If we have a numeric feature `x` and a categorical feature `c` with three levels (A, B, C), the parallel slopes model is not a single equation, but a set of equations:

  * For an observation in category A: $$\text{response} = \beta_A + \beta_{\text{slope}} \times x$$\* For an observation in category B:$$\text{response} = \beta_B + \beta_{\text{slope}} \times x$$\* For an observation in category C:$$\text{response} = \beta_C + \beta_{\text{slope}} \times x$$

Notice that the slope term, $\\beta\_{\\text{slope}}$, is common to all equations, while each category gets its own unique intercept ($\\beta\_A, \\beta\_B, \\beta\_C$).

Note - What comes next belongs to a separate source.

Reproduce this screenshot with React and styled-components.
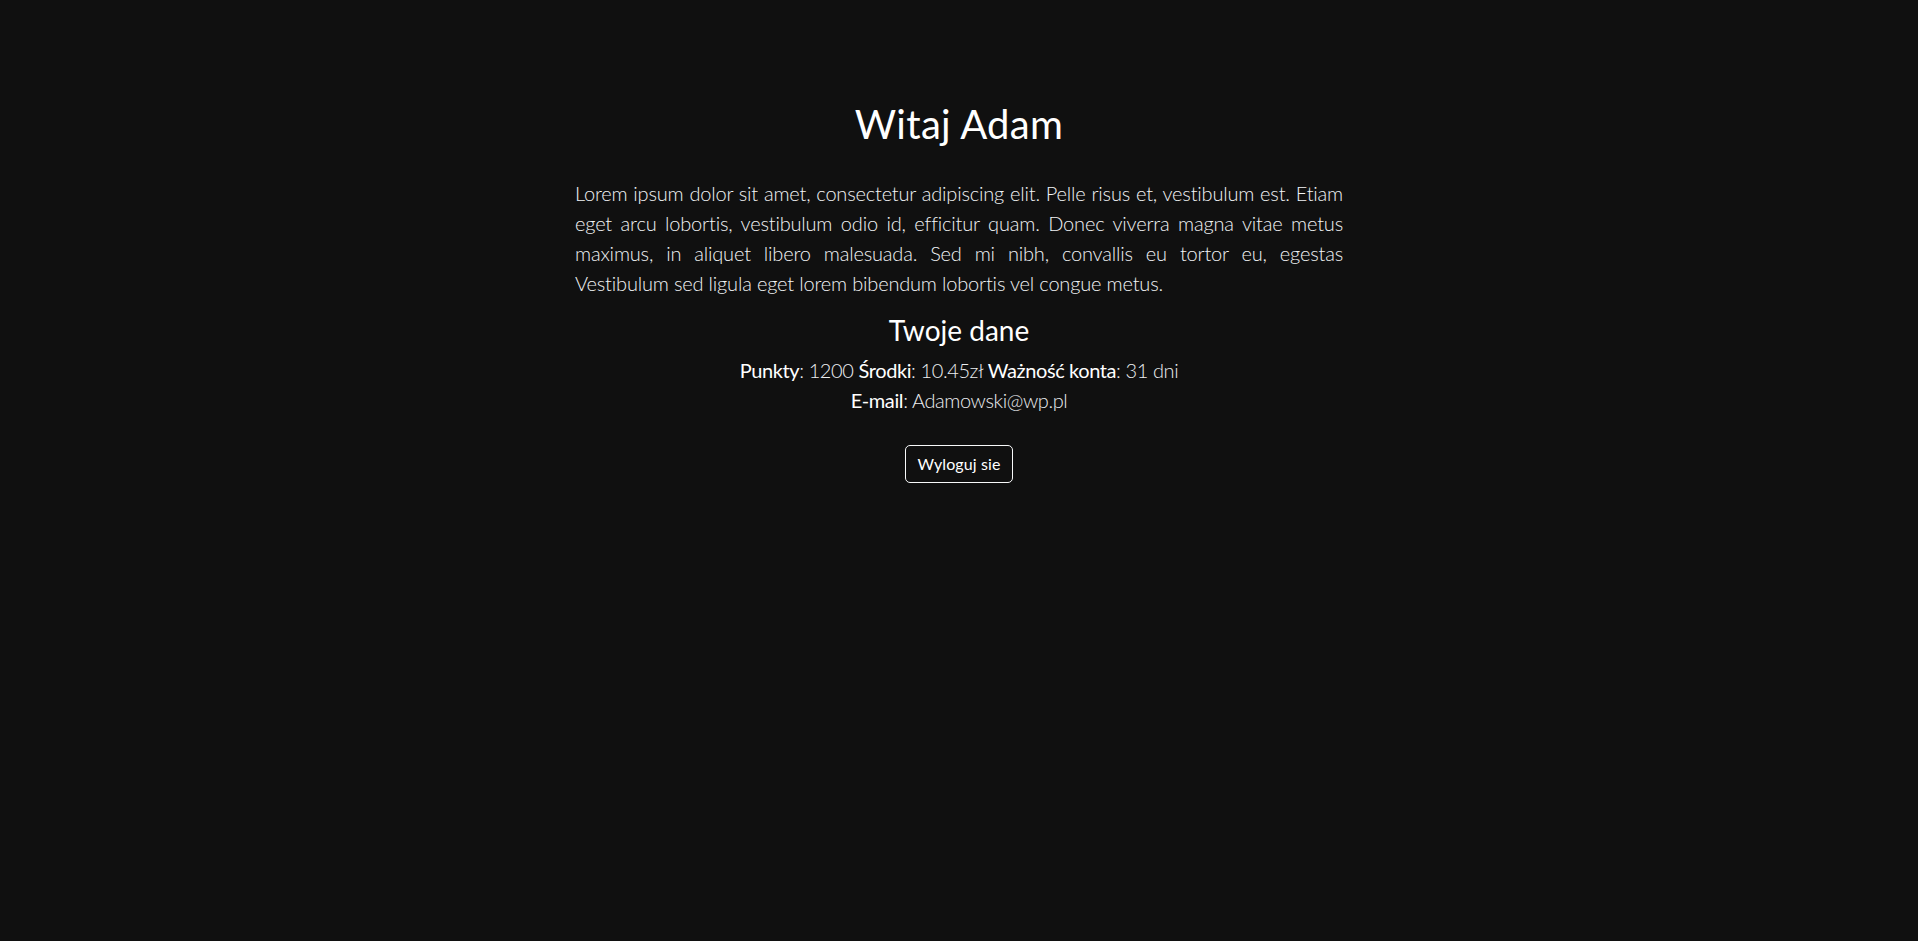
import React from "react";
import styled, { createGlobalStyle } from "styled-components";

const GlobalStyle = createGlobalStyle`
  html, body {
    margin: 0;
    padding: 0;
    background: #101010;
    color: #eef0f2;
    font-family: "Lato", "Noto Sans", sans-serif;
    -webkit-font-smoothing: antialiased;
  }
  #root {
    min-height: 100vh;
  }
`;

const Page = styled.main`
  min-height: 100vh;
  box-sizing: border-box;
  padding-top: 100px;
  display: flex;
  justify-content: center;
`;

const Content = styled.section`
  width: 768px;
  display: flex;
  flex-direction: column;
  align-items: center;
`;

const Title = styled.h1`
  margin: 0 0 30px;
  font-size: 40px;
  line-height: 48px;
  font-weight: 400;
  letter-spacing: 0.3px;
  color: #ffffff;
  text-align: center;
`;

const Lead = styled.p`
  margin: 0 0 15px;
  width: 100%;
  font-size: 20px;
  line-height: 30px;
  font-weight: 300;
  letter-spacing: -0.18px;
  text-align: justify;
  color: #f1f3f5;
`;

const Subtitle = styled.h3`
  margin: 0 0 8px;
  font-size: 28px;
  line-height: 34px;
  font-weight: 400;
  color: #ffffff;
  text-align: center;
`;

const InfoLine = styled.div`
  font-size: 20px;
  line-height: 30px;
  font-weight: 300;
  letter-spacing: -0.4px;
  color: #eceef0;
  text-align: center;
`;

const Label = styled.strong`
  font-weight: 400;
  color: #ffffff;
`;

const LogoutButton = styled.button`
  margin-top: 30px;
  box-sizing: border-box;
  height: 38px;
  padding: 6px 12px;
  font-family: "Lato", "Noto Sans", sans-serif;
  font-size: 16px;
  line-height: 24px;
  font-weight: 400;
  letter-spacing: 0.1px;
  color: #ffffff;
  background: transparent;
  border: 1px solid #f8f9fa;
  border-radius: 5px;
  cursor: pointer;
  &:hover {
    background: #f8f9fa;
    color: #101010;
  }
`;

export default function App() {
  return (
    <>
      <GlobalStyle />
      <Page>
        <Content>
          <Title>Witaj Adam</Title>
          <Lead>
            Lorem ipsum dolor sit amet, consectetur adipiscing elit. Pelle risus et, vestibulum est. Etiam eget
            arcu lobortis, vestibulum odio id, efficitur quam. Donec viverra magna vitae metus maximus, in
            aliquet libero malesuada. Sed mi nibh, convallis eu tortor eu, egestas Vestibulum sed ligula eget
            lorem bibendum lobortis vel congue metus.
          </Lead>
          <Subtitle>Twoje dane</Subtitle>
          <InfoLine>
            <Label>Punkty</Label>: 1200 <Label>Środki</Label>: 10.45zł <Label>Ważność konta</Label>: 31 dni
          </InfoLine>
          <InfoLine>
            <Label>E-mail</Label>: Adamowski@wp.pl
          </InfoLine>
          <LogoutButton type="button">Wyloguj sie</LogoutButton>
        </Content>
      </Page>
    </>
  );
}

#### The `statsmodels` Formula

This model is specified in `statsmodels` with the formula: `response ~ numeric_feature + categorical_feature + 0`.

  * `numeric_feature`: This term directs the model to estimate the common slope, $\\beta\_{\\text{slope}}$.
  * `categorical_feature + 0`: As seen previously, including a categorical variable and explicitly removing the global intercept (`+ 0`) directs the model to estimate a separate intercept for each category.


### Implementation and Coefficient Interpretation

Let's fit a parallel slopes model and interpret its output.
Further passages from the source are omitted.